Falk also wanted the spotlight on his client as an individual talent, as he was wary of Jordan’s reputation being tainted by the under-performing Chicago Bulls.
“He was drafted by a Chicago team that played in front of crowds of 6000; they hadn’t won a lot of games,” says Falk. “It wasn’t like they were the [LA] Lakers or the [Boston] Celtics in a team stocked with future Hall of Famers. I also felt that he had the talent to dramatically distinguish himself as a rookie from the first moment that he stepped on the court.”
Now Falk had to find the company that could deliver on his plan. Adidas and Converse were the two main players in the basketball-shoe industry overshadowing Nike, which had been co-founded 20 years before by Phil Knight. “[Today], [Nike] are Goliath, in 1984 they were David,” says Falk. “Nike were this little entrepreneurial upstart, and I felt they needed a flagship individual to compete with Converse and Adidas.”

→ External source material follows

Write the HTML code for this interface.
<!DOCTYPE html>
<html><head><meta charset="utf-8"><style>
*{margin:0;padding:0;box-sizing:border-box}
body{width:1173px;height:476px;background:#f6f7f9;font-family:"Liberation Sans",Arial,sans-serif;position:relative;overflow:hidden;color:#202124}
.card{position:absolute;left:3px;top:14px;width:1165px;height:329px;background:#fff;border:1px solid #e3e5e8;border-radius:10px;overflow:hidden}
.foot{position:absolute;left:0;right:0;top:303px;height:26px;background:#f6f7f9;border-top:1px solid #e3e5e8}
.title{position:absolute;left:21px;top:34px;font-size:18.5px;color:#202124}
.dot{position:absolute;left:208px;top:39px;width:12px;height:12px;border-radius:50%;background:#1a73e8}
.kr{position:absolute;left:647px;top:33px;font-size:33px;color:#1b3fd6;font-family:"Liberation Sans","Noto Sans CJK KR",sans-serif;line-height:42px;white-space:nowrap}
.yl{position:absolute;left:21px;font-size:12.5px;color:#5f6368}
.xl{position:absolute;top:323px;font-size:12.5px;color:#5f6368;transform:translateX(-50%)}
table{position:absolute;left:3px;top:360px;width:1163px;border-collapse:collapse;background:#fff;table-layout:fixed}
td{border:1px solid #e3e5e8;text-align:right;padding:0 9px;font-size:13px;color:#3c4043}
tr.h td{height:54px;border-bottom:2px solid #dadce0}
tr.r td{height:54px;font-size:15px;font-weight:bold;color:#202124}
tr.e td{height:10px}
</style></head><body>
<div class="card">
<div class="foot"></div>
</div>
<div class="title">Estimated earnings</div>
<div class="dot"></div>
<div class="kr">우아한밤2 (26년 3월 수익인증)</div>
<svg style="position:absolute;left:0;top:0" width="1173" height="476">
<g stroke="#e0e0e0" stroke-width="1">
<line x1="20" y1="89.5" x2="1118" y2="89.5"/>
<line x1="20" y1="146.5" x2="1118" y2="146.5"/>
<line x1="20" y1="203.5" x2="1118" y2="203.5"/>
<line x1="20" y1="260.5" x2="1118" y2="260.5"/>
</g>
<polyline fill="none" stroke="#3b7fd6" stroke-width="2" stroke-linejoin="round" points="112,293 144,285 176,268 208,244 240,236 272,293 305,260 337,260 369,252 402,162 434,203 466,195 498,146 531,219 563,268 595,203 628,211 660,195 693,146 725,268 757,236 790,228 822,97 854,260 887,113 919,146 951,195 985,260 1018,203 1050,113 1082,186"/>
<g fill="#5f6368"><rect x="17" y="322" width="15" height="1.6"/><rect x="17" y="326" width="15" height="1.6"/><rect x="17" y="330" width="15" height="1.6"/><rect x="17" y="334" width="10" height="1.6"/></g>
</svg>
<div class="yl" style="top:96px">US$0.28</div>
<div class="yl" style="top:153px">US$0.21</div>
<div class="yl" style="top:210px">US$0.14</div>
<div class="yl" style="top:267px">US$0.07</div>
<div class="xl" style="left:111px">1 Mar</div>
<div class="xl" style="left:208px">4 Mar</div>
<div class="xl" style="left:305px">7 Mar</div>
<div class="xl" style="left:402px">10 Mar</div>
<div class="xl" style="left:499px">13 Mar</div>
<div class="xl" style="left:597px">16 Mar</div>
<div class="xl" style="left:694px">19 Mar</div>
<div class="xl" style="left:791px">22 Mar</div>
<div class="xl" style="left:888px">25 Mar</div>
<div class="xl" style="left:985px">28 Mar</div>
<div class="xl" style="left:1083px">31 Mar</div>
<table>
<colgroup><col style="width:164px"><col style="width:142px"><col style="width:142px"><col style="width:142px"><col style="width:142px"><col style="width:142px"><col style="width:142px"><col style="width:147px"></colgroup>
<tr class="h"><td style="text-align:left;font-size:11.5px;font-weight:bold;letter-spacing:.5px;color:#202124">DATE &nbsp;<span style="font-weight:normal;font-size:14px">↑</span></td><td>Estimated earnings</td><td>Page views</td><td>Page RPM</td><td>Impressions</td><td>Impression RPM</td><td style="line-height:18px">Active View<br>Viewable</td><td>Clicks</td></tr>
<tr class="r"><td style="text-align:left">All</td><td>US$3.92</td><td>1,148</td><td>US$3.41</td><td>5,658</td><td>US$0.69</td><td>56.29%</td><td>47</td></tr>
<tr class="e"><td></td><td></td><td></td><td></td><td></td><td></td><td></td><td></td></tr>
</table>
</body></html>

Falk organised a meeting with Nike’s head of basketball, Rob Strasser, and its designer, Peter Moore. Falk was pitching his idea of using Jordan as the champion of a brand created specially around his client when he came up with the name that was to change the athletic footwear industry forever.

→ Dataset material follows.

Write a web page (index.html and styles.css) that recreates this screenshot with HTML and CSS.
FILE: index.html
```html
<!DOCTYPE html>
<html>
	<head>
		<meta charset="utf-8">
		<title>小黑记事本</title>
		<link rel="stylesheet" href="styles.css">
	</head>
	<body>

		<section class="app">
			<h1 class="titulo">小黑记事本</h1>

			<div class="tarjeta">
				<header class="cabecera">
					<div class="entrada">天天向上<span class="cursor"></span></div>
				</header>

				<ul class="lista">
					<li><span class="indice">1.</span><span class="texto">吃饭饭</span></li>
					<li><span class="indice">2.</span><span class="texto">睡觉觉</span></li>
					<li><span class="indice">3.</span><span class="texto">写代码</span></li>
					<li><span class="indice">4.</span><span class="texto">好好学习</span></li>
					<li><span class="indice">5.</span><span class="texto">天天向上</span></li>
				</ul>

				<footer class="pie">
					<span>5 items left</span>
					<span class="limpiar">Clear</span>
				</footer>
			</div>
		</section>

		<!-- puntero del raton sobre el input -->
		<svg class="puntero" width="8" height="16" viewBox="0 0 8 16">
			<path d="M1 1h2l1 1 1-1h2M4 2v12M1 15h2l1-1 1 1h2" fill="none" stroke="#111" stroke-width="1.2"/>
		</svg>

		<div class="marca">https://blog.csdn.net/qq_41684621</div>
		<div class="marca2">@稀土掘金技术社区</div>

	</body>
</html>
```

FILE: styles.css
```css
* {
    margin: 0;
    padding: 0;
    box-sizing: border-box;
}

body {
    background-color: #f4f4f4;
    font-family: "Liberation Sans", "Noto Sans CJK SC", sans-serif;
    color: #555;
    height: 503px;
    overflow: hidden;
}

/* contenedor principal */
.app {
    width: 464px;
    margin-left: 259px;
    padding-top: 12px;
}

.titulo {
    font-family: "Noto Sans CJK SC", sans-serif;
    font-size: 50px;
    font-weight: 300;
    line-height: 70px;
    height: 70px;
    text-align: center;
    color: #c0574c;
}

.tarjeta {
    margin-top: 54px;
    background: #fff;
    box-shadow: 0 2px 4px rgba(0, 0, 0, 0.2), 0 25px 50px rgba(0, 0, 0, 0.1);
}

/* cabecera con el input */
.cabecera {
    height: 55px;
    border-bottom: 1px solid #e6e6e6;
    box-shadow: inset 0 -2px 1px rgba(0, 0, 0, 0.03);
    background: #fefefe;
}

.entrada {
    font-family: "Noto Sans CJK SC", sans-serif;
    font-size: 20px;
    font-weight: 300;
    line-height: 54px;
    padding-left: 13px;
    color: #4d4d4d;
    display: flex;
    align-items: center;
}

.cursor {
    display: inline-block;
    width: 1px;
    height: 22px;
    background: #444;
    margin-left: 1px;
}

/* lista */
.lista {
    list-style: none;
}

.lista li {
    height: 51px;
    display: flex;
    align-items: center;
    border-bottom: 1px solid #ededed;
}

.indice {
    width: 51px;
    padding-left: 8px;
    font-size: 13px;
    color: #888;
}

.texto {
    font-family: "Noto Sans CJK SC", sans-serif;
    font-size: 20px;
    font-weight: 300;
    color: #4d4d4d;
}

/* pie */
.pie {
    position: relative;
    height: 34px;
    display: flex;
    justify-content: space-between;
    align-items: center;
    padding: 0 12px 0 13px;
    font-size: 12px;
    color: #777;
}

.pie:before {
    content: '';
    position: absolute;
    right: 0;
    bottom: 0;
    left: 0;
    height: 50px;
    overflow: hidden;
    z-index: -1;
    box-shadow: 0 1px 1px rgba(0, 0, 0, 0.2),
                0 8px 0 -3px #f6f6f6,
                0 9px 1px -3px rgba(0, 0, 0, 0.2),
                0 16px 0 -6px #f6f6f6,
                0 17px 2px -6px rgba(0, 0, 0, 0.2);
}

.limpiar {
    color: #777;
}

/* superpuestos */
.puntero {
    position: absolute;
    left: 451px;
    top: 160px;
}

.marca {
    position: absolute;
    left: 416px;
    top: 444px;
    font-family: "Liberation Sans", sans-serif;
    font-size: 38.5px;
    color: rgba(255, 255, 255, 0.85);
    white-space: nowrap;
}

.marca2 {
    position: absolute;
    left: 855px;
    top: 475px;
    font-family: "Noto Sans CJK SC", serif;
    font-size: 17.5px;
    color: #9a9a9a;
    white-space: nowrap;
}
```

Says Moore, “We were sitting in [Falk’s] office in August of 1984 with no airconditioning, talking about the idea of putting [Jordan] in an Air basketball shoe, and David said it would be great to call him Air Jordan. Rob immediately responded favourably. I was hesitant because of the airline, Royal Jordanian, but was convinced pretty easily.”
Moore says work began immediately following the meeting. “After our Washington, DC meeting with Falk, it was clear we were going to do the deal. Rob and I are sitting next to each other [on the return flight] and he tells me, ‘We need a logo’ and ‘We need a shoe’ and ‘We need this and that’, and ‘If possible, we need it before we land in Portland.’ Well, we didn’t get the shoe, but we did get the logo, and the idea of putting colour on the shoes to make him stand out.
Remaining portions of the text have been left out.